One big pitfall is that you want your FIO write blocksize to be equal to or an even multiple of your dataset blocksize. If you write 64K blocks with FIO into a 128K ZFS dataset, you’ll get artificial read/write amplification because FIO reads and writes into a single file and ZFS is a COW filesystem. What happens when FIO writes a file that requires multiple blocks is:

  • FIO writes out 64K block, which ZFS will store in a 128K block, because all the blocks in a multiblock file must be the same size.
  • Then when FIO tries to write out the next 64K block, ZFS must read the half empty 128K block before it can modify/add the next available 64K.
  • Finally it writes out the whole 128K block.

If you had FIO match the dataset block and write out 128K in the first place, it would have skipped the unneeded read and a write. If FIO was to write a 256K block, then ZFS would split that perfectly into two 128K blocks. If FIO wrote out a 255K block, then holy hell we are now dealing with partial blocks again. If or how much of this is smoothed over when batching in txg’s, I have no idea. I imagine that Sync writes would be much worse off than async, as there’s already extra activity to the ZIL area.

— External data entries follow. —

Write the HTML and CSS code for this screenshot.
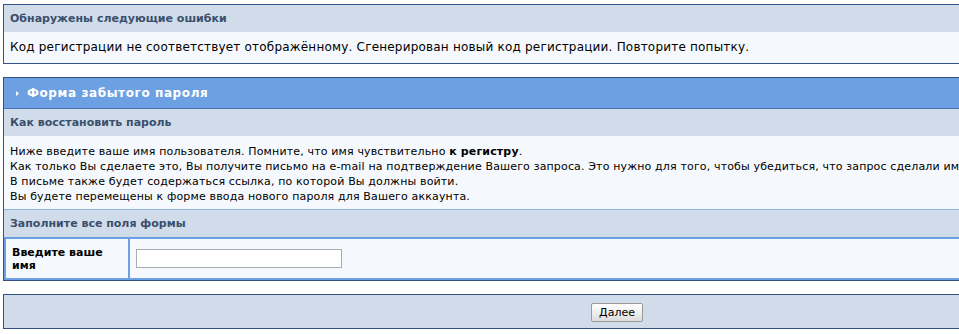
FILE: index.html
```
<!DOCTYPE html>
<html lang="ru">
<head>
    <meta charset="UTF-8">
    <title>Форма забытого пароля</title>
    <link rel="stylesheet" href="styles.css">
</head>
<body>
    <div class="wrapper">
        <div class="tableborder">
            <div class="pformstrip">Обнаружены следующие ошибки</div>
            <div class="tablepad error-text">Код регистрации не соответствует отображённому. Сгенерирован новый код регистрации. Повторите попытку.</div>
        </div>

        <div class="tableborder box-gap">
            <div class="maintitle">
                <svg class="arrow" width="3" height="5" viewBox="0 0 3 5"><path d="M0 0 L3 2.5 L0 5 Z" fill="#ffffff"/></svg>
                Форма забытого пароля
            </div>
            <div class="pformstrip">Как восстановить пароль</div>
            <div class="tablepad info-text">
                Ниже введите ваше имя пользователя. Помните, что имя чувствительно <b>к регистру</b>.<br>
                Как только Вы сделаете это, Вы получите письмо на e-mail на подтверждение Вашего запроса. Это нужно для того, чтобы убедиться, что запрос сделали именно Вы.<br>
                В письме также будет содержаться ссылка, по которой Вы должны войти.<br>
                Вы будете перемещены к форме ввода нового пароля для Вашего аккаунта.
            </div>
            <div class="pformstrip strip-lined">Заполните все поля формы</div>
            <div class="formrow">
                <div class="pformleft">Введите ваше имя</div>
                <div class="pformright">
                    <input type="text" class="forminput" name="member_name">
                </div>
            </div>
        </div>

        <div class="tableborder box-gap">
            <div class="pformstrip buttons">
                <button class="button">Далее</button>
            </div>
        </div>
    </div>
</body>
</html>
```

FILE: styles.css
```
*{
    margin: 0;
    padding: 0;
    box-sizing: border-box;
}
html,body{
    overflow: hidden;
}
body{
    font-family: "DejaVu Sans", Verdana, sans-serif;
    font-size: 11px;
    color: #000000;
    background-color: #ffffff;
}
.wrapper{
    width: 1231px;
    padding: 4px 0 0 3px;
}
.tableborder{
    border: 1px solid #345487;
    background-color: #ffffff;
}
.box-gap{
    margin-top: 13px;
}
.maintitle{
    height: 31px;
    padding: 0 0 0 12px;
    display: flex;
    align-items: center;
    gap: 8px;
    background-color: #6ca0e2;
    border-bottom: 1px solid #4a76b5;
    color: #ffffff;
    font-weight: bold;
    font-size: 12px;
    letter-spacing: 0.6px;
}
.pformstrip{
    background-color: #d1dceb;
    color: #3a4f6c;
    font-weight: bold;
    line-height: 14px;
    padding: 7px 6px 6px;
}
.strip-lined{
    border-top: 1px solid #8db2e6;
}
.tablepad{
    background-color: #f5f9fd;
    padding: 8px 6px;
    line-height: 15px;
}
.error-text{
    font-size: 12px;
    letter-spacing: 0.2px;
}
.info-text{
    padding: 8px 6px 5px;
    letter-spacing: 0.15px;
    white-space: nowrap;
}
.formrow{
    display: flex;
    gap: 2px;
    padding: 2px 0 2px 2px;
    background-color: #6ca0e2;
}
.pformleft{
    width: 122px;
    padding: 7px 6px 6px;
    background-color: #f5f9fd;
    font-weight: bold;
    line-height: 13px;
}
.pformright{
    flex: 1;
    padding: 0 6px;
    display: flex;
    align-items: center;
    background-color: #f5f9fd;
}
.forminput{
    width: 206px;
    height: 19px;
    border: 1px solid #a5acb2;
    background-color: #ffffff;
    font-family: "DejaVu Sans", Verdana, sans-serif;
    font-size: 11px;
}
.buttons{
    text-align: center;
    padding: 8px 0 6px;
    line-height: 19px;
}
.button{
    width: 52px;
    height: 19px;
    font-family: "DejaVu Sans", Verdana, sans-serif;
    font-size: 11px;
    font-weight: normal;
    color: #000000;
    border: 1px solid #9a9a9a;
    border-radius: 2px;
    background: linear-gradient(#ffffff, #ececec 60%, #dcdcdc);
    vertical-align: top;
}
```
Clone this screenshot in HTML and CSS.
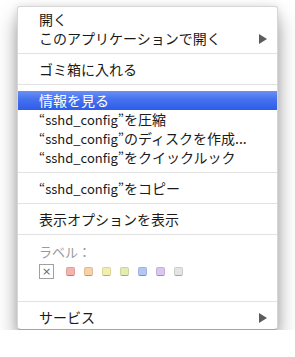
FILE: index.html
```html
<!DOCTYPE html>
<html lang="ja">
<head>
    <meta charset="UTF-8">
    <meta name="viewport" content="width=device-width, initial-scale=1.0">
    <title>コンテキストメニュー</title>
    <link rel="stylesheet" href="styles.css">
</head>
<body>
    <div class="menu">
        <div class="item">開く</div>
        <div class="item has-sub">このアプリケーションで開く<span class="arrow"></span></div>
        <div class="sep"></div>
        <div class="item">ゴミ箱に入れる</div>
        <div class="sep"></div>
        <div class="item active">情報を見る</div>
        <div class="item"><span class="name">“sshd_config”</span>を圧縮</div>
        <div class="item"><span class="name">“sshd_config”</span>のディスクを作成...</div>
        <div class="item"><span class="name">“sshd_config”</span>をクイックルック</div>
        <div class="sep"></div>
        <div class="item"><span class="name">“sshd_config”</span>をコピー</div>
        <div class="sep"></div>
        <div class="item">表示オプションを表示</div>
        <div class="sep"></div>
        <div class="labels">
            <div class="labels-title">ラベル：</div>
            <div class="swatches">
                <span class="none">×</span>
                <span class="swatch red"></span>
                <span class="swatch orange"></span>
                <span class="swatch yellow"></span>
                <span class="swatch green"></span>
                <span class="swatch blue"></span>
                <span class="swatch purple"></span>
                <span class="swatch gray"></span>
            </div>
        </div>
        <div class="sep"></div>
        <div class="item has-sub">サービス<span class="arrow"></span></div>
    </div>
</body>
</html>
```

FILE: styles.css
```css
* {
    margin: 0;
    padding: 0;
    box-sizing: border-box;
}
body {
    font-family: "Noto Sans CJK JP", "Noto Sans", sans-serif;
    background: #fff;
    color: #1a1a1a;
}
.menu {
    width: 261px;
    margin: 6px 0 0 17px;
    padding: 3px 0 2px;
    background: #fff;
    border: 1px solid #d6d6d6;
    border-bottom-color: #a4a4a4;
    border-radius: 3px 3px 4px 4px;
    box-shadow: 0 12px 20px rgba(0,0,0,0.38), 0 0 8px rgba(0,0,0,0.1);
}
.item {
    height: 19px;
    line-height: 19px;
    padding: 0 10px 0 21px;
    font-size: 14px;
    display: flex;
    align-items: center;
    white-space: nowrap;
}
.item.has-sub {
    justify-content: space-between;
}
.item.active {
    color: #fff;
    background: linear-gradient(#6b8ff4 0%, #4571ef 45%, #2f5ce9 100%);
}
.name {
    font-size: 13px;
}
.arrow {
    width: 0;
    height: 0;
    border-left: 8px solid #5c5c5c;
    border-top: 5px solid transparent;
    border-bottom: 5px solid transparent;
}
.sep {
    height: 1px;
    margin: 5px 0 6px;
    background: #e2e2e2;
}
.labels {
    padding: 2px 0 17px 21px;
}
.labels-title {
    height: 18px;
    line-height: 18px;
    font-size: 13px;
    color: #9a9a9a;
    margin-bottom: 3px;
}
.swatches {
    display: flex;
    align-items: center;
    height: 15px;
}
.none {
    width: 15px;
    height: 15px;
    border: 1px solid #a0a0a0;
    color: #666;
    font-family: "DejaVu Sans", sans-serif;
    font-size: 11px;
    line-height: 13px;
    text-align: center;
    margin-right: 12px;
}
.swatch {
    width: 9px;
    height: 9px;
    border-radius: 2px;
    margin-right: 9px;
    border: 1px solid rgba(0,0,0,0.1);
    border-bottom-color: rgba(0,0,0,0.28);
}
.red { background: #f6b3ad; }
.orange { background: #f9d1a6; }
.yellow { background: #f2efae; }
.green { background: #e6ebb2; }
.blue { background: #b3c7f6; }
.purple { background: #dbc6ef; }
.gray { background: #e4e4e4; }
```
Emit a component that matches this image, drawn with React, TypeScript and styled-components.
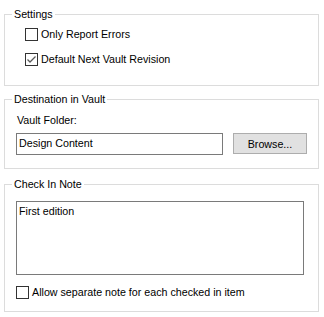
import styled, { createGlobalStyle } from 'styled-components';

const GlobalStyle = createGlobalStyle`
  html, body {
    margin: 0;
    padding: 0;
    background: #ffffff;
  }
  body {
    font-family: 'Liberation Sans', Arial, sans-serif;
    font-size: 10.7px;
    color: #000000;
  }
`;

const CheckBox: React.FC<{ checked?: boolean; label: string }> = ({ checked, label }) => (
  <CheckRow>
    <Box>
      {checked && (
        <svg width="11" height="11" viewBox="0 0 11 11">
          <path d="M1.5 5.5 L4 8 L9.5 2.5" fill="none" stroke="#5a5a5a" strokeWidth="1.3" />
        </svg>
      )}
    </Box>
    <span>{label}</span>
  </CheckRow>
);

export default function App() {
  return (
    <Dialog>
      <GlobalStyle />
      <Group $top={8} $pt={7} $pb={19}>
        <Legend>Settings</Legend>
        <CheckList>
          <CheckBox label="Only Report Errors" />
          <CheckBox checked label="Default Next Vault Revision" />
        </CheckList>
      </Group>
      <Group $top={7} $pt={8} $pb={13}>
        <Legend>Destination in Vault</Legend>
        <Inner>
          <Label>Vault Folder:</Label>
          <FolderRow>
            <TextBox>Design Content</TextBox>
            <Button>Browse...</Button>
          </FolderRow>
        </Inner>
      </Group>
      <Group $top={9} $pt={10} $pb={12}>
        <Legend>Check In Note</Legend>
        <Inner>
          <NoteArea>First edition</NoteArea>
          <CheckBox label="Allow separate note for each checked in item" />
        </Inner>
      </Group>
    </Dialog>
  );
}

const Dialog = styled.div`
  width: 324px;
  height: 317px;
  display: flex;
  flex-direction: column;
`;

const Group = styled.fieldset<{ $top: number; $pt: number; $pb: number }>`
  margin: ${(p) => p.$top}px 0 0 4px;
  width: 315px;
  box-sizing: border-box;
  border: 1px solid #dcdcdc;
  padding: ${(p) => p.$pt}px 7px ${(p) => p.$pb}px 7px;
  min-width: 0;
`;

const Legend = styled.legend`
  padding: 0 2px;
  line-height: 13px;
`;

const CheckList = styled.div`
  display: flex;
  flex-direction: column;
  gap: 12px;
  padding-left: 13px;
`;

const CheckRow = styled.div`
  display: flex;
  align-items: center;
  gap: 3px;
  height: 13px;
  line-height: 13px;
`;

const Box = styled.span`
  width: 13px;
  height: 13px;
  box-sizing: border-box;
  border: 1px solid #333333;
  background: #ffffff;
  display: flex;
  align-items: center;
  justify-content: center;
`;

const Inner = styled.div`
  display: flex;
  flex-direction: column;
  padding-left: 4px;
  gap: 11px;
`;

const Label = styled.div`
  line-height: 13px;
  padding-left: 1px;
  margin-bottom: -5px;
`;

const FolderRow = styled.div`
  display: flex;
  align-items: flex-start;
  gap: 10px;
`;

const TextBox = styled.div`
  width: 207px;
  height: 22px;
  box-sizing: border-box;
  border: 1px solid #7a7a7a;
  padding: 3px 2px;
  line-height: 13px;
`;

const Button = styled.div`
  width: 74px;
  height: 21px;
  box-sizing: border-box;
  border: 1px solid #adadad;
  background: #e1e1e1;
  display: flex;
  align-items: center;
  justify-content: center;
`;

const NoteArea = styled.div`
  width: 288px;
  height: 74px;
  box-sizing: border-box;
  border: 1px solid #7a7a7a;
  padding: 3px 2px;
  line-height: 13px;
`;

The following links may be helpful. I generally don’t try to mess with this stuff so this is about all I can comment on.

Also be mindful of hardware limits (your HBA can only do so much before it hits a wall) and ZFS’s ARC cache. For dealing with ARC, your test needs to be about 2x larger than your ram, or consider making a test dataset and setting primarycache to metadata, and be mindful of read amplification for the same reasons mentioned above.